La qualité des textes est un autre argument souvent avancé. Il n’est pas nécessaire de bien écrire pour s’exprimer dans notre langue, il suffit juste d’être sincère, peut être de travailler un peu mieux le rythme. Il y a ce mythe qu’il faut avoir la présence de Brel ou l’énergie adolescente de Noir Désir pour écrire en français. Non on peut faire absolument ce que l’on veut. Des textes drôles et cyniques comme les Olivensteins, des textes presque abstraits (Marie et les Garçons), de la pop très premier degré ou inspiré par les dystopies, bref tout est possible !

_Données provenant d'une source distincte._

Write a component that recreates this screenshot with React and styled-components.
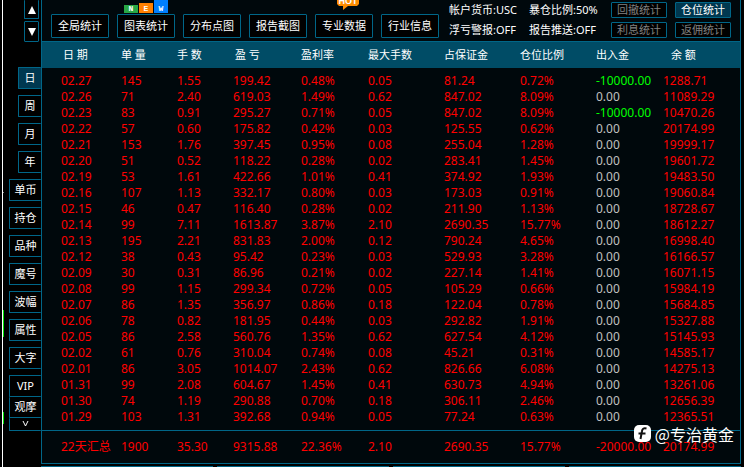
import { useState } from 'react'
import styled, { createGlobalStyle } from 'styled-components'

const columns = [
    { title: '日 期', width: 79, inset: 2 },
    { title: '单 量', width: 56 },
    { title: '手 数', width: 56 },
    { title: '盈 亏', width: 68, inset: 2 },
    { title: '盈利率', width: 67 },
    { title: '最大手数', width: 76 },
    { title: '占保证金', width: 76 },
    { title: '仓位比例', width: 76 },
    { title: '出入金', width: 67 },
    { title: '余 额', width: 77, inset: 8 },
]

const rows = [
    ['02.27', '145', '1.55', '199.42', '0.48%', '0.05', '81.24', '0.72%', '-10000.00', '1288.71'],
    ['02.26', '71', '2.40', '619.03', '1.49%', '0.62', '847.02', '8.09%', '0.00', '11089.29'],
    ['02.23', '83', '0.91', '295.27', '0.71%', '0.05', '847.02', '8.09%', '-10000.00', '10470.26'],
    ['02.22', '57', '0.60', '175.82', '0.42%', '0.03', '125.55', '0.62%', '0.00', '20174.99'],
    ['02.21', '153', '1.76', '397.45', '0.95%', '0.08', '255.04', '1.28%', '0.00', '19999.17'],
    ['02.20', '51', '0.52', '118.22', '0.28%', '0.02', '283.41', '1.45%', '0.00', '19601.72'],
    ['02.19', '53', '1.61', '422.66', '1.01%', '0.41', '374.92', '1.93%', '0.00', '19483.50'],
    ['02.16', '107', '1.13', '332.17', '0.80%', '0.03', '173.03', '0.91%', '0.00', '19060.84'],
    ['02.15', '46', '0.47', '116.40', '0.28%', '0.02', '211.90', '1.13%', '0.00', '18728.67'],
    ['02.14', '99', '7.11', '1613.87', '3.87%', '2.10', '2690.35', '15.77%', '0.00', '18612.27'],
    ['02.13', '195', '2.21', '831.83', '2.00%', '0.12', '790.24', '4.65%', '0.00', '16998.40'],
    ['02.12', '38', '0.43', '95.42', '0.23%', '0.03', '529.93', '3.28%', '0.00', '16166.57'],
    ['02.09', '30', '0.31', '86.96', '0.21%', '0.02', '227.14', '1.41%', '0.00', '16071.15'],
    ['02.08', '99', '1.15', '299.34', '0.72%', '0.05', '105.29', '0.66%', '0.00', '15984.19'],
    ['02.07', '86', '1.35', '356.97', '0.86%', '0.18', '122.04', '0.78%', '0.00', '15684.85'],
    ['02.06', '78', '0.82', '181.95', '0.44%', '0.03', '292.82', '1.91%', '0.00', '15327.88'],
    ['02.05', '86', '2.58', '560.76', '1.35%', '0.62', '627.54', '4.12%', '0.00', '15145.93'],
    ['02.02', '61', '0.76', '310.04', '0.74%', '0.08', '45.21', '0.31%', '0.00', '14585.17'],
    ['02.01', '86', '3.05', '1014.07', '2.43%', '0.62', '826.66', '6.08%', '0.00', '14275.13'],
    ['01.31', '99', '2.08', '604.67', '1.45%', '0.41', '630.73', '4.94%', '0.00', '13261.06'],
    ['01.30', '74', '1.19', '290.88', '0.70%', '0.18', '306.11', '2.46%', '0.00', '12656.39'],
    ['01.29', '103', '1.31', '392.68', '0.94%', '0.05', '77.24', '0.63%', '0.00', '12365.51'],
]

const total = ['22天汇总', '1900', '35.30', '9315.88', '22.36%', '2.10', '2690.35', '15.77%', '-20000.00', '20174.99']

const periods = ['日', '周', '月', '年']
const views = ['单币', '持仓', '品种', '魔号', '波幅', '属性', '大字']
const reports = ['全局统计', '图表统计', '分布点图', '报告截图', '专业数据', '行业信息']
const toggles = ['回撤统计', '仓位统计', '利息统计', '返佣统计']

function cashColor(column, value) {
    if (column !== 8) return '#ff0000'
    return value.startsWith('-') ? '#00ff00' : '#c0c0c0'
}

const App = () => {
    const [period, setPeriod] = useState('日')
    const [toggle, setToggle] = useState('仓位统计')

    return (
        <>
            <GlobalStyle />
            <Page>
                <Sidebar>
                    <ChartEdge width="5" height="467" viewBox="0 0 5 467" aria-hidden="true">
                        <rect x="2" width="1" height="467" fill="#fff" />
                        <rect x="3" y="192" width="1" height="1" fill="#888" />
                        <rect x="3" y="310" width="1" height="27" fill="#00e000" />
                        <rect x="3" y="412" width="1" height="12" fill="#00e000" />
                    </ChartEdge>
                    <Arrows>
                        <ArrowButton aria-label="向上">
                            <svg width="8" height="9" viewBox="0 0 8 9"><path d="M4 1 8 9H0z" fill="#fff" /></svg>
                        </ArrowButton>
                        <ArrowButton aria-label="向下">
                            <svg width="8" height="8" viewBox="0 0 8 8"><path d="M0 0h8L4 8z" fill="#fff" /></svg>
                        </ArrowButton>
                    </Arrows>
                    <Tabs>
                        {periods.map(name => (
                            <Tab key={name} $narrow $active={name === period} onClick={() => setPeriod(name)}>{name}</Tab>
                        ))}
                        {views.map(name => <Tab key={name}>{name}</Tab>)}
                        <TabStack>
                            <Tab>VIP</Tab>
                            <Tab>观摩</Tab>
                            <MoreTab aria-label="更多">
                                <svg width="7" height="6" viewBox="0 0 7 6"><path d="M1 0 3.5 5 6 0" fill="none" stroke="#fff" /></svg>
                            </MoreTab>
                        </TabStack>
                    </Tabs>
                </Sidebar>

                <Main>
                    <Panel>
                        <Toolbar>
                            <Reports>
                                {reports.map(name => (
                                    <ReportItem key={name}>
                                        <ReportButton>{name}</ReportButton>
                                        {name === '图表统计' && (
                                            <NewBadge>
                                                <NewLetter $color="#28a745" $height={8}>N</NewLetter>
                                                <NewLetter $color="#ff8000" $height={10}>E</NewLetter>
                                                <NewLetter $color="#007fff" $height={13}>W</NewLetter>
                                            </NewBadge>
                                        )}
                                        {name === '专业数据' && (
                                            <HotBadge width="22" height="10" viewBox="0 0 22 10">
                                                <path d="M0 0h22v4l-2 2h-9l-5 4V6H2L0 4z" fill="#ff8c00" />
                                                <text x="11" y="4" textAnchor="middle" fill="#fff">HOT</text>
                                            </HotBadge>
                                        )}
                                    </ReportItem>
                                ))}
                            </Reports>
                            <Status>
                                <span>帐户货币:USC</span>
                                <span>暴仓比例:50%</span>
                                <span>浮亏警报:OFF</span>
                                <span>报告推送:OFF</span>
                            </Status>
                            <Toggles>
                                {toggles.map(name => (
                                    <ToggleButton key={name} $active={name === toggle} onClick={() => setToggle(name)}>{name}</ToggleButton>
                                ))}
                            </Toggles>
                        </Toolbar>

                        <Table>
                            <colgroup>
                                {columns.map(column => <Col key={column.title} $width={column.width} />)}
                            </colgroup>
                            <thead>
                                <tr>
                                    {columns.map(column => (
                                        <Th key={column.title} scope="col"><Title $inset={column.inset}>{column.title}</Title></Th>
                                    ))}
                                </tr>
                            </thead>
                            <tbody>
                                {rows.map(row => (
                                    <tr key={row[0]}>
                                        {row.map((value, i) => <Td key={i} $color={cashColor(i, value)}>{value}</Td>)}
                                    </tr>
                                ))}
                            </tbody>
                            <tfoot>
                                <tr>
                                    {total.map((value, i) => <TotalTd key={i}>{value}</TotalTd>)}
                                </tr>
                            </tfoot>
                        </Table>
                        <Watermark>
                            <svg width="17" height="18" viewBox="0 0 17 18" aria-hidden="true">
                                <rect width="17" height="17" rx="5" fill="#fff" />
                                <path d="M12.5 3.5c-3-.8-4.2.4-4.6 3L6.5 14M4.5 8.5h7" fill="none" stroke="#111" strokeWidth="2" />
                            </svg>
                            @专治黄金
                        </Watermark>
                    </Panel>
                    <NextPanels>
                        <div />
                        <div />
                        <div />
                        <div />
                    </NextPanels>
                </Main>
            </Page>
        </>
    )
}

const GlobalStyle = createGlobalStyle`
    * {
        box-sizing: border-box;
    }
    body {
        margin: 0;
        background: #000;
        color: #fff;
        font: 11px/14px "Noto Sans", "Noto Sans CJK SC", sans-serif;
    }
    button {
        padding: 0;
        border: 1px solid #006688;
        border-radius: 1px;
        background: #000;
        color: #fff;
        font: inherit;
        white-space: nowrap;
        cursor: pointer;
    }
`

const Page = styled.main`
    display: flex;
    height: 100vh;
    overflow: hidden;
`

const Sidebar = styled.aside`
    position: relative;
    flex: 0 0 41px;
    display: flex;
    flex-direction: column;
    align-items: flex-end;
    gap: 25px;
`

const ChartEdge = styled.svg`
    position: absolute;
    left: 0;
    top: 0;
`

const Arrows = styled.div`
    display: flex;
    flex-direction: column;
    gap: 2px;
    padding-right: 2px;
`

const ArrowButton = styled.button`
    display: flex;
    align-items: center;
    justify-content: center;
    width: 15px;
    height: 21px;
    &:first-child {
        height: 19px;
        border-top: 0;
    }
`

const Tabs = styled.div`
    display: flex;
    flex-direction: column;
    align-items: flex-end;
    gap: 6px;
`

const Tab = styled.button`
    width: ${({ $narrow }) => ($narrow ? 23 : 32)}px;
    height: 22px;
    border-right: 0;
    background: ${({ $active }) => ($active ? '#003850' : '#000')};
`

const TabStack = styled.div`
    display: flex;
    flex-direction: column;
    & > button + button {
        height: 21px;
        border-top: 0;
    }
    & > button:last-child {
        height: 13px;
    }
`

const MoreTab = styled(Tab)`
    display: flex;
    align-items: center;
    justify-content: center;
`

const Main = styled.section`
    flex: 1;
    min-width: 0;
    padding-right: 3px;
`

const Panel = styled.div`
    position: relative;
    border: 1px solid #006688;
    border-top: 0;
    background: #00080c;
`

const Toolbar = styled.header`
    display: flex;
    align-items: flex-end;
    height: 42px;
    padding: 0 9px 3px;
    border-bottom: 1px solid #006688;
`

const Reports = styled.div`
    display: flex;
    gap: 8px;
`

const ReportItem = styled.div`
    position: relative;
`

const ReportButton = styled.button`
    display: block;
    width: 58px;
    height: 24px;
`

const NewBadge = styled.span`
    position: absolute;
    left: 7px;
    bottom: 25px;
    display: flex;
    align-items: flex-end;
    gap: 1px;
`

const NewLetter = styled.b`
    display: flex;
    align-items: flex-end;
    justify-content: center;
    width: 14px;
    height: ${({ $height }) => $height}px;
    background: ${({ $color }) => $color};
    font: bold 8px/8px "Liberation Mono", monospace;
`

const HotBadge = styled.svg`
    position: absolute;
    left: 22px;
    bottom: 28px;
    font: bold 9px "Liberation Sans", sans-serif;
`

const Status = styled.div`
    align-self: flex-start;
    display: grid;
    grid-template-columns: 80px 82px;
    line-height: 20px;
    margin-left: 10px;
    white-space: nowrap;
`

const Toggles = styled.div`
    display: grid;
    grid-template-columns: 56px 56px;
    gap: 4px 8px;
    margin-left: auto;
`

const ToggleButton = styled.button`
    height: 16px;
    background: ${({ $active }) => ($active ? '#003850' : '#000')};
    color: ${({ $active }) => ($active ? '#fff' : '#808080')};
`

const Table = styled.table`
    width: 100%;
    table-layout: fixed;
    border-spacing: 0;
    font-size: 12px;
    line-height: 16px;
    th,
    td {
        padding: 0;
        text-align: left;
        white-space: nowrap;
    }
    th:first-child,
    td:first-child {
        padding-left: 19px;
    }
    tbody tr:first-child td {
        padding-top: 5px;
    }
    tbody tr:last-child td {
        padding-bottom: 5px;
    }
`

const Col = styled.col`
    width: ${({ $width }) => $width}px;
`

const Th = styled.th`
    height: 26px;
    background: #004c66;
    font-size: 11px;
    font-weight: normal;
`

const Title = styled.span`
    padding-left: ${({ $inset = 0 }) => $inset}px;
`

const Td = styled.td`
    color: ${({ $color }) => $color};
`

const TotalTd = styled.td`
    height: 33px;
    border-top: 1px solid #006688;
    color: #ff0000;
`

const Watermark = styled.div`
    position: absolute;
    right: 6px;
    bottom: 18px;
    display: flex;
    align-items: center;
    gap: 4px;
    font: 16px/22px "Noto Sans CJK SC", sans-serif;
`

const NextPanels = styled.div`
    display: grid;
    grid-template-columns: repeat(4, 1fr);
    gap: 4px;
    padding-top: 2px;
    div {
        height: 20px;
        border: 1px solid #006688;
    }
`

export default App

Une réflexion plus générale sur l’hégémonie anglosaxonne dans la musique

Plus tôt dans ce texte j’évoquais la découverte libératrice de la Nuggets 2 en ce qui me concernait. Depuis 15 ou 20 ans, j’ai ainsi aiguisé ma curiosité vers la musique de pays moins associés à l’idiome rock. Je les évoque d’ailleurs ici régulièrement, par exemple: Maroc (Golden Hands), Portugal (Smoog), Autriche (Novak’s Kapelle), Pologne (Romuald & Roman), Danemark (The Blue Van) ou Belgique (Alec Mansion). Certes les Etats Unis puis l’Angleterre ont montré le chemin et créer le vocabulaire mais à chacun ensuite de se servir de cet héritage à sa guise. Je pense que les médias anglosaxons ont toujours trop d’importance dans la constitution de ce que l’on considère comme étant le socle de la musique que nous aimons. Pourtant, on peut facilement se rendre compte en consultant Pitchfork qu’ils peuvent ne pas du tout être pertinents sur certains sujets. Leur liste des meilleures bandes originales est par exemple très incomplète et l’Europe y est évidemment très sous-représentée. Je pense qu’il nous appartient de nous émanciper et de proposer d’autres angles de lectures. Cela peut aussi passer par défendre l’expression française dans la musique indépendante.